▸ **What the exercise asks**
Line by line, reproduce exactly the beginning of the listing below, ending with the line that contains "7.600c1.500-.7 3.400-.3 4.500.4" and adding nothing.

▸ **Source material**
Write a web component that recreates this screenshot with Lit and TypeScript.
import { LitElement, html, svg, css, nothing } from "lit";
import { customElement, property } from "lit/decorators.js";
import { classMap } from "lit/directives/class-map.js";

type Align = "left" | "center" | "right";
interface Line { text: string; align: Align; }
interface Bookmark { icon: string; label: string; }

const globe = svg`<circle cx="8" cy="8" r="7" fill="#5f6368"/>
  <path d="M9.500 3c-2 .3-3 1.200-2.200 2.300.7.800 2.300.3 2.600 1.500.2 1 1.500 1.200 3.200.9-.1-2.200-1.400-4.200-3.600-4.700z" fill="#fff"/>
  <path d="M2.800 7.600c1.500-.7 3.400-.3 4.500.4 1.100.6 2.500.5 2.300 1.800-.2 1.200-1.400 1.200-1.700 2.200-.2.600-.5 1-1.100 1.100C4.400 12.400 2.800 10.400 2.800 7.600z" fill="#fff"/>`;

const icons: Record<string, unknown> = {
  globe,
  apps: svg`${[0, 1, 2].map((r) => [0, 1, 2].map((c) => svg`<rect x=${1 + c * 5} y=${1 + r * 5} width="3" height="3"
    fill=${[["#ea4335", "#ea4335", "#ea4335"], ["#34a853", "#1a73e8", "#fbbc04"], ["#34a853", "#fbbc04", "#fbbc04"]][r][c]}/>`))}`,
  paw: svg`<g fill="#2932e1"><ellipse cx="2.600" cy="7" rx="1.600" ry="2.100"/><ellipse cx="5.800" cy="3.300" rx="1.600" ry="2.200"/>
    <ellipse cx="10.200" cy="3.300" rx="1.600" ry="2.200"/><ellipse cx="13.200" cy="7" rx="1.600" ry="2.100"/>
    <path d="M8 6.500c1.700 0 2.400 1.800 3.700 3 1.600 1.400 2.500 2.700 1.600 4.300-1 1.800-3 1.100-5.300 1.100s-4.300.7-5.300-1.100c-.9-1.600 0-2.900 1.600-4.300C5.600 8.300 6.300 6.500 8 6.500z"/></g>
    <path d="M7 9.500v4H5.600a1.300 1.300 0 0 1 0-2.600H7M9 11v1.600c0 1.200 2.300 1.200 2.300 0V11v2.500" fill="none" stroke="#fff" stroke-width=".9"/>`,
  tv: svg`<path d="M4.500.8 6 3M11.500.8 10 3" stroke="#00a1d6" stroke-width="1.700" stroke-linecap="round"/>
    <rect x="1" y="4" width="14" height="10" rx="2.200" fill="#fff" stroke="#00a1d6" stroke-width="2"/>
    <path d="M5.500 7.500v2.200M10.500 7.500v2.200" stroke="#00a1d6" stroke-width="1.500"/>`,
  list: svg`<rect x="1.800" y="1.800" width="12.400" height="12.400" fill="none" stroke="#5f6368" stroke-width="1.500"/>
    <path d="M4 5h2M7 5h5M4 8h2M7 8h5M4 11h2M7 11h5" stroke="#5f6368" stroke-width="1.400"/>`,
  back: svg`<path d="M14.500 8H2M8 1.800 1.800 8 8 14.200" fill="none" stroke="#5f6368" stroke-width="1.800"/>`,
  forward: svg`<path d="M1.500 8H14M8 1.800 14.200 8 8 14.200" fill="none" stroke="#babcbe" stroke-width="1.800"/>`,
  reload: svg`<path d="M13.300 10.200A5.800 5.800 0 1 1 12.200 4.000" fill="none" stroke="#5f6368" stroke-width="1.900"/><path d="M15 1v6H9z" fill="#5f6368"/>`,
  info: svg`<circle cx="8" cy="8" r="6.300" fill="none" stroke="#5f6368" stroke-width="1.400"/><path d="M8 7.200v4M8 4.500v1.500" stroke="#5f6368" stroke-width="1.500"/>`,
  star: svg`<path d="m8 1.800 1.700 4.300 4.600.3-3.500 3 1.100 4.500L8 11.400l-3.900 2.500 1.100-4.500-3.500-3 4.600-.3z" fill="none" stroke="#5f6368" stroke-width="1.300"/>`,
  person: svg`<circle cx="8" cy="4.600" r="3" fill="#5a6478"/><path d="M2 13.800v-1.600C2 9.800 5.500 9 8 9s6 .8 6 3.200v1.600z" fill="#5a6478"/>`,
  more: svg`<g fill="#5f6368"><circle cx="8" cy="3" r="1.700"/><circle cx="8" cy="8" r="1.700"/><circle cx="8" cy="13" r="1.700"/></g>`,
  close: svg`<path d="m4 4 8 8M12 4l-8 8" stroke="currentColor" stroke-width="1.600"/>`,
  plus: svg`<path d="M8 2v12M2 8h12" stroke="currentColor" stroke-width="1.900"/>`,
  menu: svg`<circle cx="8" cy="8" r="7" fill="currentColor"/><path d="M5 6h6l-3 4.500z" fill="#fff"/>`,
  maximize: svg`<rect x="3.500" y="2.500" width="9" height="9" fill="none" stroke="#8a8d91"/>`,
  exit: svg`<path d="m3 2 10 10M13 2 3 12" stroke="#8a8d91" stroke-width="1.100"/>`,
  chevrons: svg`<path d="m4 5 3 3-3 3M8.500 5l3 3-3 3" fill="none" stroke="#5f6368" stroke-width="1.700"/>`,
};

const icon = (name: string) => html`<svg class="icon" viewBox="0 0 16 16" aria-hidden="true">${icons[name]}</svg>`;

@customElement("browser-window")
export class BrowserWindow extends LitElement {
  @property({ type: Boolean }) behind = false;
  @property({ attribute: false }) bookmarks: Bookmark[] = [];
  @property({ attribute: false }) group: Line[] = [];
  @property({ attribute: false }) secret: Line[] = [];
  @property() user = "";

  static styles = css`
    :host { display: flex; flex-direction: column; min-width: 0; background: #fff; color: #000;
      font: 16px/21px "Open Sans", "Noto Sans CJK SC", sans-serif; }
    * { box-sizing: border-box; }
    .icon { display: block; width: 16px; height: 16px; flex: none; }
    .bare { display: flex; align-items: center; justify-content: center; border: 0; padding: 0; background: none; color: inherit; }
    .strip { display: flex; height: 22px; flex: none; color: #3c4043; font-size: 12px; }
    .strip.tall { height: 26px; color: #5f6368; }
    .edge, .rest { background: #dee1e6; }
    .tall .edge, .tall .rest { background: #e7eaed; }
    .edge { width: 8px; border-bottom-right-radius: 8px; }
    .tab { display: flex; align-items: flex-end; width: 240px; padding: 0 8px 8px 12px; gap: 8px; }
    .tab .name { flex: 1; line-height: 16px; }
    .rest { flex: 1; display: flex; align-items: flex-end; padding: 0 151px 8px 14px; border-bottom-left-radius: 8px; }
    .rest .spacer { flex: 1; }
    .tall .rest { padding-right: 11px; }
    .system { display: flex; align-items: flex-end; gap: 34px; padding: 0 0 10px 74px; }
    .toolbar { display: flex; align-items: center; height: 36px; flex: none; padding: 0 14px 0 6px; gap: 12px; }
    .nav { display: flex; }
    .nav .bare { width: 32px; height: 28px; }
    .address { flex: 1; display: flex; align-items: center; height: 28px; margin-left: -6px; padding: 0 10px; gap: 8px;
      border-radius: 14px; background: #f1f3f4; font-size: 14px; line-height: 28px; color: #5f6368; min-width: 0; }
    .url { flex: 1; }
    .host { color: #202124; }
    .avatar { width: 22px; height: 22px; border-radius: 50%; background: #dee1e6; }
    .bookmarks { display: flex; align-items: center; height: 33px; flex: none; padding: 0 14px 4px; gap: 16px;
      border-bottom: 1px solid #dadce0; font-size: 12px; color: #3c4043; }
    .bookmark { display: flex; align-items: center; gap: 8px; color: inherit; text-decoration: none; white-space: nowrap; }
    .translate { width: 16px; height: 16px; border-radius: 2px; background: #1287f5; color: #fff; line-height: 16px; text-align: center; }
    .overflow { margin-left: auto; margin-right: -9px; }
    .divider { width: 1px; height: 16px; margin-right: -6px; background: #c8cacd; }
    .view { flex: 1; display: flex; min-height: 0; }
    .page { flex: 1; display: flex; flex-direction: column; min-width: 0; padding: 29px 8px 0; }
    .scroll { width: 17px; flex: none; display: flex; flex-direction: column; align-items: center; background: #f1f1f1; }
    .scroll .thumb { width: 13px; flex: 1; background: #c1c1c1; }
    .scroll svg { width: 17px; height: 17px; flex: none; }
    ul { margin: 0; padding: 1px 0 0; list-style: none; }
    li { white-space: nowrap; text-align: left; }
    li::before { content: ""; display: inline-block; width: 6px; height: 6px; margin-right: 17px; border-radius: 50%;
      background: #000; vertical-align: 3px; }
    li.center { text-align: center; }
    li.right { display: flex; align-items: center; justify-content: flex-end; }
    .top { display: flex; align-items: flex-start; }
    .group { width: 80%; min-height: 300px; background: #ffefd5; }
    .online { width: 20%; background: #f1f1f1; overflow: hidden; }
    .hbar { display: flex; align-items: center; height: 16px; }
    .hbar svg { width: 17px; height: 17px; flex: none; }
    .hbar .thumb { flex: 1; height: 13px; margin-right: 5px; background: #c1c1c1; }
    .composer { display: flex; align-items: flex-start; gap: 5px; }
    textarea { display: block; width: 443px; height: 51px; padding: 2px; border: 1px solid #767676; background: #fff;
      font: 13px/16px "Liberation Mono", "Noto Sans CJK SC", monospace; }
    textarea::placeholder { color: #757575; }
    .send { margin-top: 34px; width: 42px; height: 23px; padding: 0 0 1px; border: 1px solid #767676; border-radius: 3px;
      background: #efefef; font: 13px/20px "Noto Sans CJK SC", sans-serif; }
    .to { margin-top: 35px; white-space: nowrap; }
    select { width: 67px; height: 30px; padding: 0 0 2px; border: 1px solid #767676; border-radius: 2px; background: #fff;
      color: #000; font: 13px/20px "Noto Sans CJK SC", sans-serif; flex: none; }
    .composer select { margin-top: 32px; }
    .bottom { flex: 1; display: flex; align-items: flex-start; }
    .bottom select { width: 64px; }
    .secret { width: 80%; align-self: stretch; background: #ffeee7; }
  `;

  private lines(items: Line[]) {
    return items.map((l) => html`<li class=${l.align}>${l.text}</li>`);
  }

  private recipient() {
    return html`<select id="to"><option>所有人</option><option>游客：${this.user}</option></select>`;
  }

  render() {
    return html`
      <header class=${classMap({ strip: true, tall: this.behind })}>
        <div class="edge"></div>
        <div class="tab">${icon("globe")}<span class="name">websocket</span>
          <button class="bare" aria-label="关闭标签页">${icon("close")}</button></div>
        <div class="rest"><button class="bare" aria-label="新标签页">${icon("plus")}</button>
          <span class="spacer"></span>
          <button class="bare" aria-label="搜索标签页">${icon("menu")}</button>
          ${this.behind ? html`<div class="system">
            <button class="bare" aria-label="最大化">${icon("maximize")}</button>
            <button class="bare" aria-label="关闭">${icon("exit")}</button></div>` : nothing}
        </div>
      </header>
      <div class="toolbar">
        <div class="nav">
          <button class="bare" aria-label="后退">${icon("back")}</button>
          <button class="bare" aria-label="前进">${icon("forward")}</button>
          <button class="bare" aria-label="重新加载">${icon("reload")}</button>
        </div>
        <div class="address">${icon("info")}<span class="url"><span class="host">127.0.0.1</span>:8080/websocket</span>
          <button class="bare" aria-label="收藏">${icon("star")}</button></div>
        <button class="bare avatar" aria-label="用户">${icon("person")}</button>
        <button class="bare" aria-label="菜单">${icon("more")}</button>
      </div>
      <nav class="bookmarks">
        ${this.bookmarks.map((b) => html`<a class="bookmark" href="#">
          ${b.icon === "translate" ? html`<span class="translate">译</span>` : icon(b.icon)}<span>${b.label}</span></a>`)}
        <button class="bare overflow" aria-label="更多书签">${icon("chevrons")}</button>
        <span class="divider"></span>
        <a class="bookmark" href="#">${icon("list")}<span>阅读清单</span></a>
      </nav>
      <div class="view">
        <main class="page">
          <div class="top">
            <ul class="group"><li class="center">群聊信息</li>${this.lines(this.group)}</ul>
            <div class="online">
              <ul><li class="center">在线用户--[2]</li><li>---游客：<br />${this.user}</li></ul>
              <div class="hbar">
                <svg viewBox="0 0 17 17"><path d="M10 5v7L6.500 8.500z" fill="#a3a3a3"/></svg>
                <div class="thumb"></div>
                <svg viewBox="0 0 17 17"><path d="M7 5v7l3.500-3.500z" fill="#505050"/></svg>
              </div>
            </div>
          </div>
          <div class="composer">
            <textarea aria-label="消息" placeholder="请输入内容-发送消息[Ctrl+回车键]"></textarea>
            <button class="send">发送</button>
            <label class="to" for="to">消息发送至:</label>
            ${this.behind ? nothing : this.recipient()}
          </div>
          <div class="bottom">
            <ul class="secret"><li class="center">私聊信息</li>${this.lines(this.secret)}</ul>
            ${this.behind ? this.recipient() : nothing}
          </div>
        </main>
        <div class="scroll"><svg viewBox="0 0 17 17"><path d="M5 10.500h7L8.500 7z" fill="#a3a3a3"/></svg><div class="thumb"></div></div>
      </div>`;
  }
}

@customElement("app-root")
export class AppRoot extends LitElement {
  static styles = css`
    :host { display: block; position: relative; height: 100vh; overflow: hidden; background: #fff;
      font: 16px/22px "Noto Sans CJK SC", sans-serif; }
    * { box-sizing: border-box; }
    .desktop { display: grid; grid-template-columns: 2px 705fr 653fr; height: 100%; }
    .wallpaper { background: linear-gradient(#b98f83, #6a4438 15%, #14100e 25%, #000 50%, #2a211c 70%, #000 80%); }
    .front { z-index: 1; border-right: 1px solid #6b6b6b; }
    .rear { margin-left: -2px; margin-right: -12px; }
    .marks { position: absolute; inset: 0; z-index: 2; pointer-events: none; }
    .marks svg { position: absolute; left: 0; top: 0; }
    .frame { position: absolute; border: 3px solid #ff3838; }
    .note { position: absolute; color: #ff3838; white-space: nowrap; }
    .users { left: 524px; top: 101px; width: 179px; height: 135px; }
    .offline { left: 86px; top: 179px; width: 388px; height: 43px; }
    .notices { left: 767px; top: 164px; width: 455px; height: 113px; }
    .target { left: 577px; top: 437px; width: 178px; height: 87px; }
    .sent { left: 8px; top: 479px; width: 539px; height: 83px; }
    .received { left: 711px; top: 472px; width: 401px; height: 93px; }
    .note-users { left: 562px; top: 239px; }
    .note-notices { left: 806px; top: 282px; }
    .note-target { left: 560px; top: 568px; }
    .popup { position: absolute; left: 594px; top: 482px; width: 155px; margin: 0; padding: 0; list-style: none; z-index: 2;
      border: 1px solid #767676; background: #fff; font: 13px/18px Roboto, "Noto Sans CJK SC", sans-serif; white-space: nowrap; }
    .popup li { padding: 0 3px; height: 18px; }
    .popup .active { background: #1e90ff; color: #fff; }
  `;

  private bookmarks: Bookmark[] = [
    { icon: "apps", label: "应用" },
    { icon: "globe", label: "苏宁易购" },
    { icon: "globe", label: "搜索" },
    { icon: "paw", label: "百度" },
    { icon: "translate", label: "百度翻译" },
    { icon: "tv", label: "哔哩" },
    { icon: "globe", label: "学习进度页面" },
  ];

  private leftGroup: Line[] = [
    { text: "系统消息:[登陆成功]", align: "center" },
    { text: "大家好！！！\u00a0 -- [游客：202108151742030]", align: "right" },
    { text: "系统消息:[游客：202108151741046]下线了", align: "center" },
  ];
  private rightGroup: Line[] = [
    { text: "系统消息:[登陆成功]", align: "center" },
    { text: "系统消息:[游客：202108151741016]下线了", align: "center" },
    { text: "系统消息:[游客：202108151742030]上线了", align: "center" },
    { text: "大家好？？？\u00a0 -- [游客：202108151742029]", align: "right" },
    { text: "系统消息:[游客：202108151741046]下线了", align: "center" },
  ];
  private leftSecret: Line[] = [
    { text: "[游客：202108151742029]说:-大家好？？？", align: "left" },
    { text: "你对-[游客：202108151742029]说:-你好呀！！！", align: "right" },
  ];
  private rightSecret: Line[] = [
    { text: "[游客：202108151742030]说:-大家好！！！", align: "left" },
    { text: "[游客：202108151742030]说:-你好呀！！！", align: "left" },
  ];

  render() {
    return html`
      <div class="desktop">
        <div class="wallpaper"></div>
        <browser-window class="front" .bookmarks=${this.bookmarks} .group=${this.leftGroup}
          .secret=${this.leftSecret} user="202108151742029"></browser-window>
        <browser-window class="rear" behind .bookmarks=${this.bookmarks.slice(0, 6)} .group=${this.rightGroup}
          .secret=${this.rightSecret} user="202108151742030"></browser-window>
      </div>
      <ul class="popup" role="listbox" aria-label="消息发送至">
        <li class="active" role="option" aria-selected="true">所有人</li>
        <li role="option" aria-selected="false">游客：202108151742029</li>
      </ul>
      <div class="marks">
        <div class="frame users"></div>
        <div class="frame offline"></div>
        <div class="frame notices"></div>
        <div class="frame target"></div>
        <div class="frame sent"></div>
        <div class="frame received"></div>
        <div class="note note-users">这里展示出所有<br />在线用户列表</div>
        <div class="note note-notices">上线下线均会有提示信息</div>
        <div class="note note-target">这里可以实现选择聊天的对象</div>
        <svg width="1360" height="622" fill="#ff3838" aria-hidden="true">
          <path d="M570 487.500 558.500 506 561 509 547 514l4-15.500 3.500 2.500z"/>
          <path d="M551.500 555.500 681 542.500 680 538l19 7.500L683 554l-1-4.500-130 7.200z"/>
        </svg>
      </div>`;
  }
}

▸ **Output**
Write a web component that recreates this screenshot with Lit and TypeScript.
import { LitElement, html, svg, css, nothing } from "lit";
import { customElement, property } from "lit/decorators.js";
import { classMap } from "lit/directives/class-map.js";

type Align = "left" | "center" | "right";
interface Line { text: string; align: Align; }
interface Bookmark { icon: string; label: string; }

const globe = svg`<circle cx="8" cy="8" r="7" fill="#5f6368"/>
  <path d="M9.500 3c-2 .3-3 1.200-2.200 2.300.7.800 2.300.3 2.600 1.500.2 1 1.500 1.200 3.200.9-.1-2.200-1.400-4.200-3.600-4.700z" fill="#fff"/>
  <path d="M2.800 7.600c1.500-.7 3.400-.3 4.500.4 1.100.6 2.500.5 2.300 1.800-.2 1.200-1.400 1.200-1.700 2.200-.2.600-.5 1-1.100 1.100C4.400 12.400 2.800 10.400 2.800 7.600z" fill="#fff"/>`;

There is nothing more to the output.